*What you are asked to do*. From the listing, collect all lines containing the word "components".

*Available data*.
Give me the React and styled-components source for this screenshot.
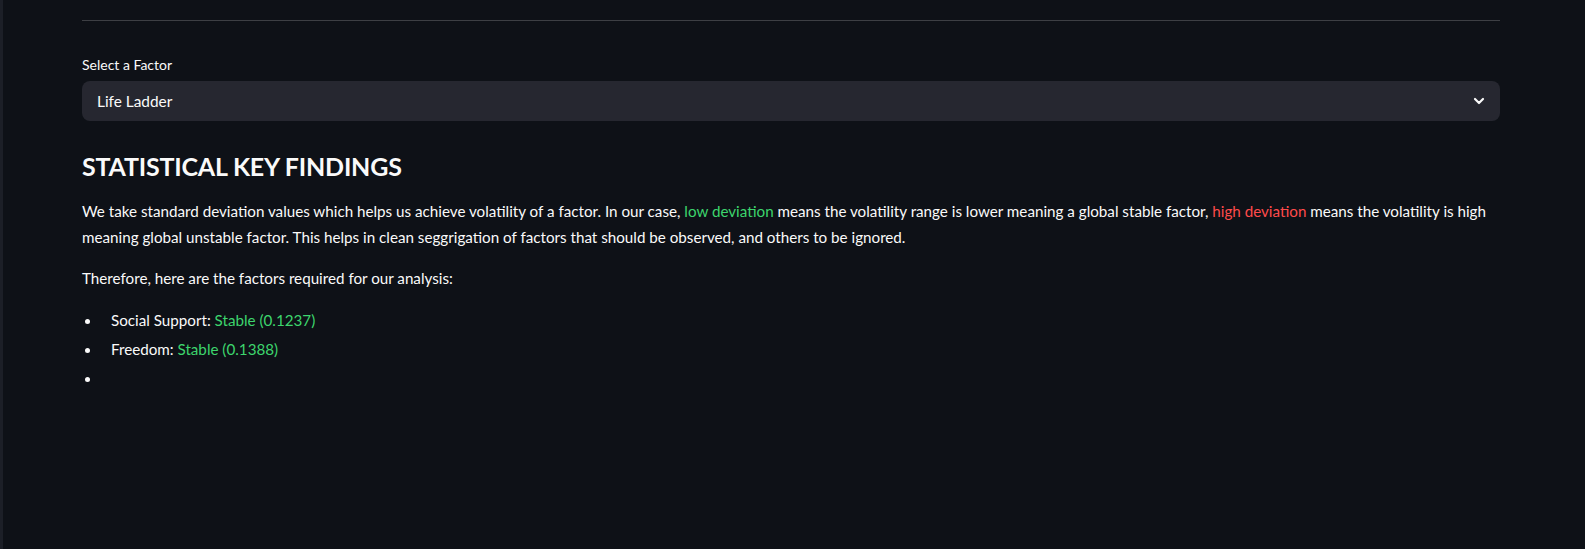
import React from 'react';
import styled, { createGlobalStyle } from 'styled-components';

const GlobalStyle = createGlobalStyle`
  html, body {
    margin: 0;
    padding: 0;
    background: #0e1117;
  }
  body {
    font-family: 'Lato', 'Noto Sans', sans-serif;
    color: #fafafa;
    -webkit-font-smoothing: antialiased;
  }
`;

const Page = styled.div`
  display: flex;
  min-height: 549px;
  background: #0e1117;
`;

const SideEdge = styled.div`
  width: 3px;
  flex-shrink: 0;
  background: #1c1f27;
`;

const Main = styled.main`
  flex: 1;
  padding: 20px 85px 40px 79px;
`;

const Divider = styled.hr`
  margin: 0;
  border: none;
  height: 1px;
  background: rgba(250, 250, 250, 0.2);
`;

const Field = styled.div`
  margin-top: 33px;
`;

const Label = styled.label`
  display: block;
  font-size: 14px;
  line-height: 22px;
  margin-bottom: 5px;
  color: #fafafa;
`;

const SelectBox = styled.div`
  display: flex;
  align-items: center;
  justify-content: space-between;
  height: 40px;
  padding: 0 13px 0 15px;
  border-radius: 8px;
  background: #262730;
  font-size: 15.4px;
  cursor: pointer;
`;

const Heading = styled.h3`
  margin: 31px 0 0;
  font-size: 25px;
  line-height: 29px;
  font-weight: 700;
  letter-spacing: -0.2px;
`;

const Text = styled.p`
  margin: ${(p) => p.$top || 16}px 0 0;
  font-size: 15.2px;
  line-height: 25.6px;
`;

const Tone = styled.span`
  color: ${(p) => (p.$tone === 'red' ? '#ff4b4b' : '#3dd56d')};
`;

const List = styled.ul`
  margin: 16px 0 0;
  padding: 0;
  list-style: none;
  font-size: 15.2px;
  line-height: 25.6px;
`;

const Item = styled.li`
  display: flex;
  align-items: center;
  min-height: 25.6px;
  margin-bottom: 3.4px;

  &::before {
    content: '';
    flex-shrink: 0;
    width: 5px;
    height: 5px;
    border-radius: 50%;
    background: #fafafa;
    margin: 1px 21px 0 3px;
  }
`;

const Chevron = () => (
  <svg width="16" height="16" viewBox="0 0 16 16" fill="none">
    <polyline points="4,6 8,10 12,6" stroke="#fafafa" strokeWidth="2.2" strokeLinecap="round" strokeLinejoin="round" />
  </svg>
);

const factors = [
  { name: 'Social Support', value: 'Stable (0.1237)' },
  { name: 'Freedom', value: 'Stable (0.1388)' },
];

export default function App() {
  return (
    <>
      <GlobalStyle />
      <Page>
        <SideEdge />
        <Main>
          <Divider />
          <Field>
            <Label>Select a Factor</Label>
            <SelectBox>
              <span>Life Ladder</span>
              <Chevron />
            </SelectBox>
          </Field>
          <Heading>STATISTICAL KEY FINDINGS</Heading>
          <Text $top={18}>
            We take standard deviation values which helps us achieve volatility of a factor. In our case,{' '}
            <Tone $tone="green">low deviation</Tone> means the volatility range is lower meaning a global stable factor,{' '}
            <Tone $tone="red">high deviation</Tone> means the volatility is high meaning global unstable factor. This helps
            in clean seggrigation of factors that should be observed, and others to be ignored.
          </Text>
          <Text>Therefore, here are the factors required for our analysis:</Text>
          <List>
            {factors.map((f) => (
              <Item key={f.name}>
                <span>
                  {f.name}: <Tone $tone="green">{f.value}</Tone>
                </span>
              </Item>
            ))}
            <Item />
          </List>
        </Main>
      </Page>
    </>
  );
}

*Written response*.
Give me the React and styled-components source for this screenshot.
import styled, { createGlobalStyle } from 'styled-components';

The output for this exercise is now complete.